先般の日中韓首脳会談での最も大きな成果の一つは、日中韓FTA交渉の加速化であります。

 産経など「反中国」ウヨにとっては安倍の口から「日中韓FTAをすすめ中韓との貿易を発展させたい」などとは聞きたくない言葉でしょう。
 安倍以外なら「何が中国とのFTA推進だ!」と言うであろうウヨ連中はもちろんこの安倍発言をスルーします。いつもの滑稽な風景です。

私が、出生率を目標にするなどと申し上げると、すぐに、「産めよ、増やせよ」じゃないかという批判が出てまいります。これは平和安全法制の時もそうだったのですが、分かっていながら、あえて根拠のない不安を煽ろうと、レッテル貼りをする人たちがいます。

 「一国の首相でありながら」、「レッテル貼り云々」と大人げないことを平然と言う安倍には心底呆れます。安倍にとっては「批判派は敵だからどんなに罵倒しても構わない」のでしょう。スピーチライターもこんな文章を「安倍の要望とは言え」よくもまあ平然と書けるもんです。

*1:鳩山内閣財務副大臣菅内閣財務相を経て首相

*2:当時ではなく今もそう言う人間は多いでしょう。そもそもどう見ても「もっと悪くなってる」のですから。
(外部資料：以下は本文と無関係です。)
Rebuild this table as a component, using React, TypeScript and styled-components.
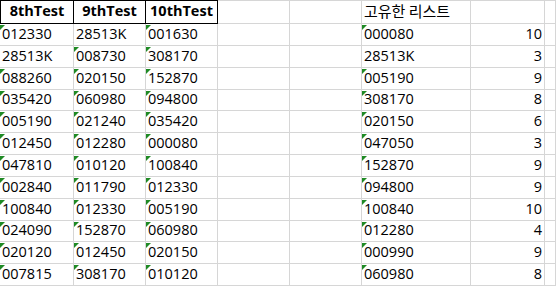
import React from "react";
import styled, { createGlobalStyle } from "styled-components";

const GlobalStyle = createGlobalStyle`
  html, body {
    margin: 0;
    padding: 0;
    background: #ffffff;
  }
  body {
    font-family: "Open Sans", "Noto Sans CJK KR", sans-serif;
    font-size: 14.5px;
    color: #000000;
    overflow: hidden;
  }
`;

const GRID = "#d6d6d6";

const Sheet = styled.div`
  display: grid;
  grid-template-columns: 74px 72px 72px 72px 72px 109px 74px 1fr;
  grid-template-rows: 24px;
  grid-auto-rows: 21.85px;
  width: 556px;
`;

const Cell = styled.div<{ $right?: boolean; $flag?: boolean }>`
  position: relative;
  box-sizing: border-box;
  display: flex;
  align-items: flex-end;
  justify-content: ${({ $right }) => ($right ? "flex-end" : "flex-start")};
  padding: 0 2px 1px 2px;
  line-height: 20px;
  border-right: 1px solid ${GRID};
  border-bottom: 1px solid ${GRID};
  white-space: nowrap;
  overflow: hidden;

  &::before {
    content: "";
    display: ${({ $flag }) => ($flag ? "block" : "none")};
    position: absolute;
    top: 1px;
    left: 0;
    width: 0;
    height: 0;
    border-top: 5px solid #1f8a24;
    border-right: 5px solid transparent;
  }
`;

const HeaderCell = styled(Cell)<{ $boxed?: boolean; $first?: boolean }>`
  justify-content: ${({ $boxed }) => ($boxed ? "center" : "flex-start")};
  font-weight: ${({ $boxed }) => ($boxed ? 700 : 400)};
  padding-bottom: 2px;
  border-top: 1px solid ${({ $boxed }) => ($boxed ? "#000" : GRID)};
  border-right-color: ${({ $boxed }) => ($boxed ? "#000" : GRID)};
  border-bottom-color: ${({ $boxed }) => ($boxed ? "#000" : GRID)};
  border-left: ${({ $first }) => ($first ? "1px solid #000" : "none")};
`;

const KoreanLabel = styled.span`
  font-family: "Noto Sans CJK KR", sans-serif;
  font-size: 15px;
`;

const test8 = ["012330", "28513K", "088260", "035420", "005190", "012450", "047810", "002840", "100840", "024090", "020120", "007815"];
const test9 = ["28513K", "008730", "020150", "060980", "021240", "012280", "010120", "011790", "012330", "152870", "012450", "308170"];
const test10 = ["001630", "308170", "152870", "094800", "035420", "000080", "100840", "012330", "005190", "060980", "020150", "010120"];
const unique = ["000080", "28513K", "005190", "308170", "020150", "047050", "152870", "094800", "100840", "012280", "000990", "060980"];
const counts = [10, 3, 9, 8, 6, 3, 9, 9, 10, 4, 9, 8];

// numbers stored as text get Excel's green corner flag
const isTextNumber = (value: string) => /^\d+$/.test(value);

const CodeCell: React.FC<{ value: string }> = ({ value }) => (
  <Cell $flag={isTextNumber(value)}>{value}</Cell>
);

export default function App() {
  return (
    <>
      <GlobalStyle />
      <Sheet>
        <HeaderCell $boxed $first>8thTest</HeaderCell>
        <HeaderCell $boxed>9thTest</HeaderCell>
        <HeaderCell $boxed>10thTest</HeaderCell>
        <HeaderCell />
        <HeaderCell />
        <HeaderCell>
          <KoreanLabel>고유한 리스트</KoreanLabel>
        </HeaderCell>
        <HeaderCell />
        <HeaderCell />

        {test8.map((value, index) => (
          <React.Fragment key={index}>
            <CodeCell value={value} />
            <CodeCell value={test9[index]} />
            <CodeCell value={test10[index]} />
            <Cell />
            <Cell />
            <CodeCell value={unique[index]} />
            <Cell $right>{counts[index]}</Cell>
            <Cell />
          </React.Fragment>
        ))}
      </Sheet>
    </>
  );
}
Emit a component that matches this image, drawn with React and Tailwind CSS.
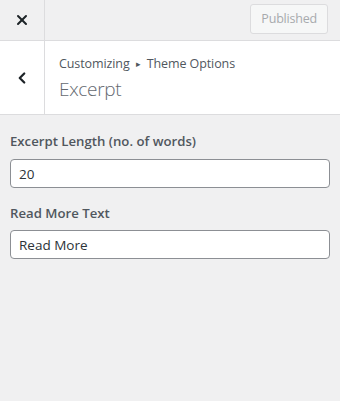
import { ChevronLeft, X } from 'lucide-react';

const font = { fontFamily: '"Open Sans", "Noto Sans", sans-serif' };

export default function App() {
  return (
    <div className="w-[340px] h-[401px] bg-[#f0f0f1] text-[#50575e] overflow-hidden" style={font}>
      <div className="flex h-[41px] border-b border-[#dcdcde]">
        <button className="w-[45px] flex items-center justify-center border-r border-[#dcdcde] text-[#1d2327]">
          <X size={16} strokeWidth={3} />
        </button>
        <div className="flex-1 flex items-start justify-end pt-[4px] pr-[12px]">
          <div className="h-[30px] px-[10px] flex items-center border border-[#dcdcde] rounded-[3px] bg-[#f6f7f7] text-[12.5px] tracking-[-0.2px] text-[#a7aaad]">
            Published
          </div>
        </div>
      </div>
      <div className="flex h-[74px] bg-white border-b border-[#dcdcde]">
        <button className="w-[45px] flex items-center justify-center border-r border-[#dcdcde] text-[#1d2327]">
          <ChevronLeft size={18} strokeWidth={3} />
        </button>
        <div className="flex-1 pl-[14px] pt-[13px]">
          <div className="text-[12.5px] leading-[20px] tracking-[-0.1px] text-[#50575e]">
            Customizing <span className="text-[9px] align-[1px] mx-[3px]">▸</span> Theme Options
          </div>
          <div className="text-[19px] leading-[30px] font-light tracking-[-0.3px] text-[#646970]">Excerpt</div>
        </div>
      </div>
      <div className="px-[10px] pt-[16px] flex flex-col">
        <label className="text-[13.2px] font-semibold leading-[20px] mb-[8px]">Excerpt Length (no. of words)</label>
        <input
          type="text"
          defaultValue="20"
          className="h-[29px] w-full px-[8px] bg-white border border-[#8c8f94] rounded-[4px] text-[13.5px] text-[#2c3338] outline-none"
          style={font}
        />
        <label className="text-[13.2px] font-semibold leading-[20px] mt-[15px] mb-[7px]">Read More Text</label>
        <input
          type="text"
          defaultValue="Read More"
          className="h-[29px] w-full px-[8px] bg-white border border-[#8c8f94] rounded-[4px] text-[13.5px] text-[#2c3338] outline-none"
          style={font}
        />
      </div>
    </div>
  );
}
*3:福州市党委員会書記、福建省長、浙江省党委員会書記、上海市党委員会書記、国家副主席、党中央軍事委員会副主席、国家中央軍事委員会副主席などを経て現在、国家主席、党総書記、国家中央軍事委員会主席、党中央軍事委員会主席

*4:中国共産主義青年団共青団)中央書記処第一書記、河南省党委員会書記、遼寧省党委員会書記、第一副首相などを経て首相

*5:日本のこと

*6:中国のこと

*7:「平和的」云々とは「南シナ海問題についての安倍の中国への当てこすり」かもしれませんが、まあ全体的には普通の内容でしょう。

*8:そもそも金子みすゞは「歌人」ではないでしょう。「歌人」と言った場合の歌は普通「短歌」を意味します。「詩人」が表現として適切でしょう。「原稿のまんま読む安倍」もどうかと思いますが、随分とお粗末なスピーチライターです。